The International Year in Review
The European Union Regulation on Insolvency Proceedings
The most dramatic new development in international insolvency is certainly the European Union (EU) Regulation on Insolvency Proceedings. The Insolvency Regulation is a mechanism to coordinate insolvency proceedings in the member states of the European Union. The objective of the Regulation is to provide a primary forum for insolvency proceedings in the jurisdiction in which the debtor has its "center of main interests," with any other insolvency proceedings being secondary and local.

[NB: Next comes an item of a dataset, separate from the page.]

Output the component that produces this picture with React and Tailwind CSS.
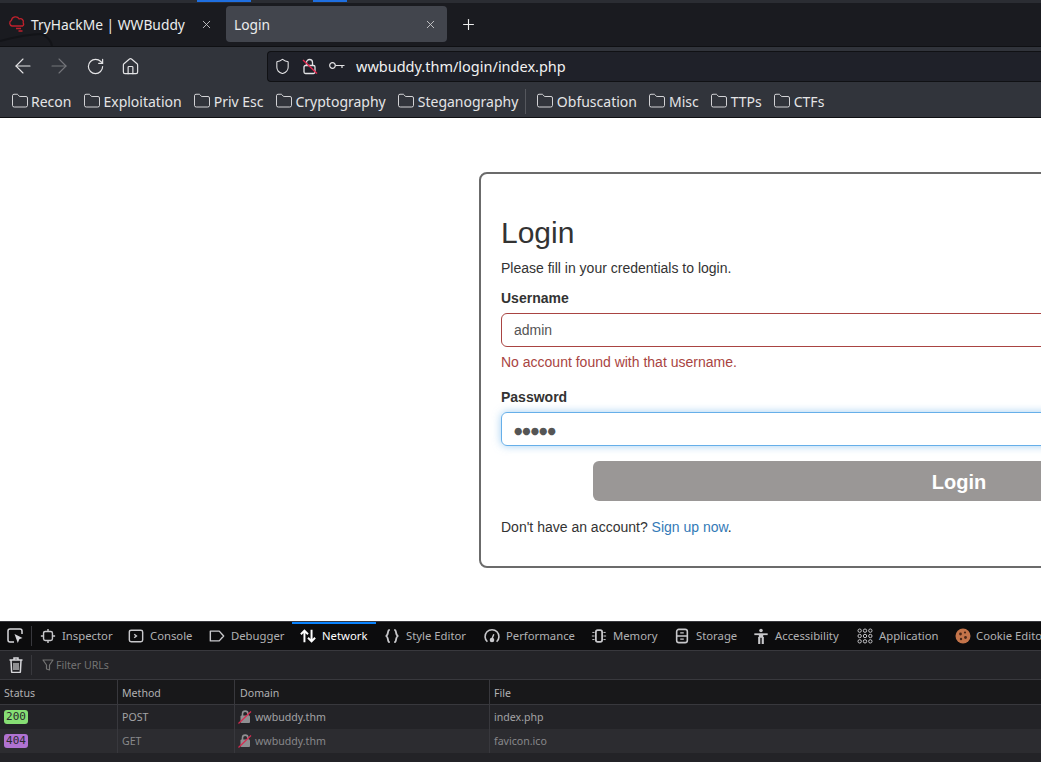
import { X, Plus, ArrowLeft, ArrowRight, RotateCw, Home, Shield, Folder } from 'lucide-react';

const bookmarksLeft = ['Recon', 'Exploitation', 'Priv Esc', 'Cryptography', 'Steganography'];
const bookmarksRight = ['Obfuscation', 'Misc', 'TTPs', 'CTFs'];

const Bookmark = ({ label }) => (
  <div className="flex items-center gap-[2.5px] text-[14px] text-[#e4e4e6]">
    <Folder size={18} strokeWidth={1.2} />
    <span className="pt-px">{label}</span>
  </div>
);

const DevIcon = ({ children }) => (
  <svg width="16" height="16" viewBox="0 0 18 18" fill="none" stroke="currentColor" strokeWidth="1.6" className="shrink-0">
    {children}
  </svg>
);

const tools = [
  { label: 'Inspector', w: 'w-[88px]', icon: <><rect x="4" y="4" width="10" height="10" rx="2" /><path d="M9 1v3M9 14v3M1 9h3M14 9h3" /></> },
  { label: 'Console', w: 'w-[81px]', icon: <><rect x="1.5" y="2.5" width="15" height="13" rx="2" /><path d="M7 7l2.5 2L7 11" /></> },
  { label: 'Debugger', w: 'w-[91px]', icon: <path d="M1.5 3.5h10l5 5.5-5 5.5h-10z" strokeLinejoin="round" /> },
  { label: 'Network', w: 'w-[84px]', active: true, icon: <path d="M5 16V3M1 7l4-4 4 4M13 2v13M9 11l4 4 4-4" strokeWidth="2.2" /> },
  { label: 'Style Editor', w: 'w-[100px]', icon: <path d="M6.5 2C3 2 6 8 2 9c4 1 1 7 4.5 7M11.5 2c3.5 0 .5 6 4.5 7-4 1-1 7-4.5 7" strokeWidth="2" /> },
  { label: 'Performance', w: 'w-[107px]', icon: <><path d="M3.8 15.5A7.8 7.8 0 1 1 14.2 15.5" strokeWidth="1.8" /><path d="M9 12l2-5" /><circle cx="9" cy="13.5" r="1.8" fill="currentColor" /></> },
  { label: 'Memory', w: 'w-[83px]', icon: <><rect x="5.5" y="2.5" width="7" height="13" rx="2" strokeWidth="2" /><path d="M1.5 5H4M1 9h3M1.5 13H4M14 5h2.5M14 9h3M14 13h2.5" strokeWidth="1.1" /></> },
  { label: 'Storage', w: 'w-[79px]', icon: <><rect x="3" y="1.5" width="12" height="15" rx="2.5" strokeWidth="1.8" /><path d="M7 5.5h4M7 12.5h4M3 9h12" /></> },
  { label: 'Accessibility', w: 'w-[104px]', icon: <><circle cx="9" cy="2.8" r="2" fill="currentColor" stroke="none" /><path d="M1.5 7h15" strokeWidth="2" /><path d="M6.5 6.5h5V11h-5z" fill="currentColor" stroke="none" /><path d="M7 10v8M11 10v8" strokeWidth="2.4" /></> },
  { label: 'Application', w: 'w-[98px]', icon: <g strokeWidth="1.1">{[3, 9, 15].map(x => [3, 9, 15].map(y => <circle key={`${x}-${y}`} cx={x} cy={y} r="1.9" />))}</g> },
];

const Row = ({ code, codeClass, method, file, rowClass, textClass }) => (
  <div className={`flex h-6 text-[10.6px] ${rowClass} ${textClass}`}>
    <div className="w-[118px] shrink-0 border-r border-[#38383d] flex items-center pl-1">
      <span className={`w-6 h-[14px] rounded-[3px] flex items-center justify-center text-[#2a2a2e] text-[11px] ${codeClass}`} style={{ fontFamily: '"DejaVu Sans Mono", monospace' }}>{code}</span>
    </div>
    <div className="w-[117px] shrink-0 border-r border-[#38383d] flex items-center pl-1 pt-px">{method}</div>
    <div className="w-[255px] shrink-0 border-r border-[#38383d] flex items-center pl-[3px] gap-[3px]">
      <svg width="14" height="14" viewBox="0 0 14 14" className="shrink-0">
        <rect x="2.5" y="5.5" width="9.5" height="7.5" rx="1" fill="#8f8f92" />
        <path d="M4.5 6V3.8a2.7 2.7 0 0 1 5.4 0V6" fill="none" stroke="#8f8f92" strokeWidth="1.6" />
        <path d="M0.5 13.5L13 1.5" stroke="#d82a50" strokeWidth="1.2" />
      </svg>
      <span className="pt-px">wwbuddy.thm</span>
    </div>
    <div className="flex-1 flex items-center pl-1 pt-px">{file}</div>
  </div>
);

export default function App() {
  return (
    <div className="w-[1041px] h-[762px] overflow-hidden flex flex-col bg-white" style={{ fontFamily: '"Noto Sans", sans-serif' }}>
      {/* panel strip above the window */}
      <div className="h-[3px] shrink-0 bg-[#2b2d33] flex items-start">
        <div className="w-[197px]" />
        <div className="w-[54px] h-[2px] bg-[#1f6fe0]" />
        <div className="w-[62px]" />
        <div className="w-[34px] h-[2px] bg-[#1f6fe0]" />
      </div>
      {/* tab strip */}
      <div className="relative h-[43px] shrink-0 bg-[#1a1b20] flex items-start pt-[3px] text-[13.8px] text-[#eceded]">
        <svg width="60" height="14" viewBox="0 0 60 14" fill="none" stroke="#131418" strokeWidth="2" className="absolute left-0 bottom-0">
          <path d="M0 9C15 5 30 2 42 2c6 3 9 7 10 12" />
        </svg>
        <div className="relative w-[226px] h-9 flex items-center pl-[8px]">
          <svg width="18" height="18" viewBox="0 0 18 18" fill="none" stroke="#c0212c" strokeWidth="1.3" className="shrink-0">
            <path d="M4 11a3 3 0 0 1-.6-5.6 4.2 4.2 0 0 1 7.8-1.4 3 3 0 0 1 4 3.8A2.4 2.4 0 0 1 14.6 11z" />
            <path d="M8 13.5h5M10.5 16h4" />
          </svg>
          <span className="ml-[5px] pt-[2px] whitespace-nowrap">TryHackMe | WWBuddy</span>
          <X size={13} className="absolute left-[200px] text-[#cfcfd2]" strokeWidth={1.6} />
        </div>
        <div className="w-[221px] h-9 rounded-[4px] bg-[#42454d] flex items-center justify-between pl-2 pr-[10px]">
          <span className="pt-[2px]">Login</span>
          <X size={13} className="text-[#cfcfd2]" strokeWidth={1.6} />
        </div>
        <div className="h-9 flex items-center ml-[13px]">
          <Plus size={17} strokeWidth={1.6} />
        </div>
      </div>
      {/* nav toolbar */}
      <div className="h-[39px] shrink-0 bg-[#31343b] border-t border-[#0f1013] flex items-center text-[#e4e4e6]">
        <div className="w-[267px] shrink-0 flex items-center pl-[11px]">
          <ArrowLeft size={24} strokeWidth={1.1} />
          <ArrowRight size={24} strokeWidth={1.1} className="ml-[12px] text-[#74767b]" />
          <RotateCw size={19} strokeWidth={1.5} className="ml-[15px]" />
          <Home size={19} strokeWidth={1.5} className="ml-[16px]" />
        </div>
        <div className="flex-1 h-[31px] bg-[#1f2129] rounded-l-[4px] border-l border-y border-[#101114] flex items-center pl-[6px]">
          <Shield size={17} strokeWidth={1.5} />
          <svg width="16" height="17" viewBox="0 0 16 17" fill="none" stroke="#e4e4e6" strokeWidth="1.3" className="ml-[11px]">
            <rect x="2" y="7.5" width="11" height="8" rx="1.5" />
            <path d="M4.5 7.5V4.5a3 3 0 0 1 6 0V7.5" />
            <path d="M1 2l14 13.5" stroke="#e22850" strokeWidth="1.4" />
          </svg>
          <svg width="16" height="10" viewBox="0 0 16 10" fill="none" stroke="#e4e4e6" strokeWidth="1.2" className="ml-[11px]">
            <circle cx="3.5" cy="4.5" r="2.8" />
            <path d="M6.5 4.5H15.5M13 4.5V7" />
          </svg>
          <span className="ml-[11px] pt-px text-[14.5px] text-[#f1f1f2]">wwbuddy.thm/login/index.php</span>
        </div>
      </div>
      {/* bookmarks */}
      <div className="h-[33px] shrink-0 bg-[#31343b] border-b border-[#0f1013] flex items-center pl-[10.5px]">
        <div className="flex items-center gap-[11.5px]">
          {bookmarksLeft.map(b => <Bookmark key={b} label={b} />)}
        </div>
        <div className="w-px h-[25px] bg-[#55575d] ml-[7px] mr-[10px]" />
        <div className="flex items-center gap-[11.5px]">
          {bookmarksRight.map(b => <Bookmark key={b} label={b} />)}
        </div>
      </div>
      {/* page */}
      <div className="flex-1 min-h-0 overflow-hidden pl-[479px] pt-[54px]" style={{ fontFamily: '"Liberation Sans", Arial, sans-serif' }}>
        <div className="w-[960px] h-[396px] border-2 border-[#6b6b6b] rounded-lg px-5 pt-[37px] text-[14px] leading-5 text-[#333]">
          <h2 className="text-[30px] leading-[44px] text-[#333]">Login</h2>
          <p className="mt-[3px]">Please fill in your credentials to login.</p>
          <label className="block mt-[10px] font-bold">Username</label>
          <div className="mt-[5px] w-[916px] h-[34px] border border-[#a94442] rounded-md flex items-center pl-3 text-[#555]">admin</div>
          <p className="mt-[5px] text-[#a94442]">No account found with that username.</p>
          <label className="block mt-[15px] font-bold">Password</label>
          <div className="mt-[5px] w-[916px] h-[34px] border border-[#66afe9] rounded-md flex items-center pl-3 pt-[3px] text-[#555] shadow-[0_0_8px_rgba(102,175,233,0.6)]">
            <span className="text-[9.6px]" style={{ fontFamily: '"DejaVu Sans", sans-serif' }}>●●●●●</span>
          </div>
          <div className="mt-[15px] ml-[92px] w-[732px] h-10 rounded-md bg-[#9a9796] text-white text-[20px] font-bold flex items-center justify-center pt-px">Login</div>
          <p className="mt-4">Don't have an account? <a className="text-[#337ab7]">Sign up now</a>.</p>
        </div>
      </div>
      {/* devtools */}
      <div className="h-[141px] shrink-0 bg-[#232327] border-t border-[#38383d] flex flex-col" style={{ fontFamily: '"Noto Sans", sans-serif' }}>
        <div className="h-[29px] shrink-0 bg-[#0c0c0d] border-b border-[#38383d] flex items-center text-[11.3px] text-[#b1b1b3]">
          <div className="w-8 shrink-0 flex items-center justify-center border-r border-[#38383d] h-5">
            <svg width="17" height="16" viewBox="0 0 17 16" fill="none" stroke="#d7d7db" strokeWidth="1.5">
              <path d="M7 14H3a2 2 0 0 1-2-2V3a2 2 0 0 1 2-2h10a2 2 0 0 1 2 2v3" />
              <path d="M7.5 6l8 4-3.2 1.2L10.8 15z" fill="#d7d7db" stroke="none" />
            </svg>
          </div>
          {tools.map(t => (
            <div key={t.label} className={`relative ${t.w} h-full shrink-0 flex items-center pl-[8px] gap-[6px] ${t.active ? 'text-white' : ''}`}>
              {t.active && <div className="absolute top-0 left-0 right-0 h-[2px] bg-[#0a84ff]" />}
              <span className={t.active ? 'text-white' : 'text-[#c8c8cb]'}><DevIcon>{t.icon}</DevIcon></span>
              <span className="whitespace-nowrap">{t.label}</span>
            </div>
          ))}
          <div className="h-full min-w-0 flex items-center pl-[8px] gap-[5px]">
            <svg width="16" height="16" viewBox="0 0 16 16" className="shrink-0">
              <circle cx="8" cy="8" r="7.5" fill="#c4744a" />
              <circle cx="5.5" cy="6" r="1.4" fill="#4a2718" />
              <circle cx="10" cy="4.5" r="1.1" fill="#4a2718" />
              <circle cx="10.5" cy="9.5" r="1.4" fill="#4a2718" />
              <circle cx="6" cy="11" r="1.2" fill="#4a2718" />
            </svg>
            <span className="whitespace-nowrap">Cookie Editor</span>
          </div>
        </div>
        <div className="h-[29px] shrink-0 border-b border-[#38383d] flex items-center text-[10.6px] text-[#737373]">
          <div className="w-8 shrink-0 h-5 flex items-center justify-center border-r border-[#38383d]">
            <svg width="14" height="16" viewBox="0 0 14 16" fill="none" stroke="#d7d7db" strokeWidth="1.5">
              <path d="M0.5 3h13M5 3V1h4v2M2 3.5l.6 11a1 1 0 0 0 1 1h6.8a1 1 0 0 0 1-1l.6-11" />
              <path d="M5 6v7M7 6v7M9 6v7" strokeWidth="1.2" />
            </svg>
          </div>
          <svg width="12" height="12" viewBox="0 0 12 12" fill="none" stroke="#737373" strokeWidth="1.2" className="ml-[10px]">
            <path d="M1 1h10L7.5 6v5L4.5 10V6z" strokeLinejoin="round" />
          </svg>
          <span className="ml-[2px] pt-[2px]">Filter URLs</span>
        </div>
        <div className="h-[25px] shrink-0 bg-[#18181a] border-b border-[#38383d] flex text-[10.6px] text-[#b1b1b3]">
          <div className="w-[118px] border-r border-[#38383d] flex items-center pl-1 pt-[3px]">Status</div>
          <div className="w-[117px] border-r border-[#38383d] flex items-center pl-1 pt-[3px]">Method</div>
          <div className="w-[255px] border-r border-[#38383d] flex items-center pl-[5px] pt-[3px]">Domain</div>
          <div className="flex-1 flex items-center pl-1 pt-[3px]">File</div>
        </div>
        <Row code="200" codeClass="bg-[#86de74]" method="POST" file="index.php" rowClass="bg-[#232327]" textClass="text-[#a3a3a6]" />
        <Row code="404" codeClass="bg-[#b072d1]" method="GET" file="favicon.ico" rowClass="bg-[#2c2c30]" textClass="text-[#88888b]" />
      </div>
    </div>
  );
}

The potential breadth of the Insolvency Regulation is illustrated by an early case that arose out of the Enron collapse and involved a subsidiary incorporated in Spain with business primarily in Spain, but whose headquarters were effectively in London. The English High Court accepted the argument that the center of main interests of the company for purposes of the Insolvency Regulation was England, and the Court consequently issued an Administration Order against the company as the primary proceeding under the Insolvency Regulation. Subsequently, a French court in fact dismissed an insolvency proceeding in France that had been taken against a company that had filed in its center of main interests in England. From this example, the new Regulation seems to be working as intended.
The Insolvency Regulation will likely have a broader effect on non-EU credit grantors than might be expected. In an insolvency, creditors from all countries of the European Union will be able to prove their claims against the debtor, and these claims will include tax claims and social claims. Moreover, subsidiaries incorporated abroad may fall within the scope of the Insolvency Regulation because they may well have their center of main interests within the European Union. There may well be potential conflicts between EU and non-EU administrations where a particular company falls both within the Insolvency Regulation and within the jurisdiction of an overseas court.
Major Changes in U.K. Practice
Major new legislation became effective in the United Kingdom in September that brought major changes in the insolvency and restructuring regime in England. The most fundamental and startling change brought an end to private receivership as a major insolvency procedure. For the country that largely invented and developed the concept of private receivership, this is a very significant change of course. In another major departure from long-established U.K. practice, the priority status of governmental claims has been abolished in all insolvencies. Governmental claims will now be treated on the same basis as those of ordinary unsecured creditors, which is a thoroughly remarkable development. Preferences for the claims of employees have been retained.
The benefit of the abolition of governmental priority claims was intended to go to unsecured creditors. To do that, a percentage of the recovery made by secured creditors holding floating charge security (i.e., 20 percent up to £600,000) is set aside for unsecured creditors. Secured creditors' deficiencies do not qualify as unsecured claims for purposes of payment from the carve-out amounts. In other words, approximately 20 percent of the realization on assets that are subject to floating-charge security is directed for the benefit of unsecured creditors.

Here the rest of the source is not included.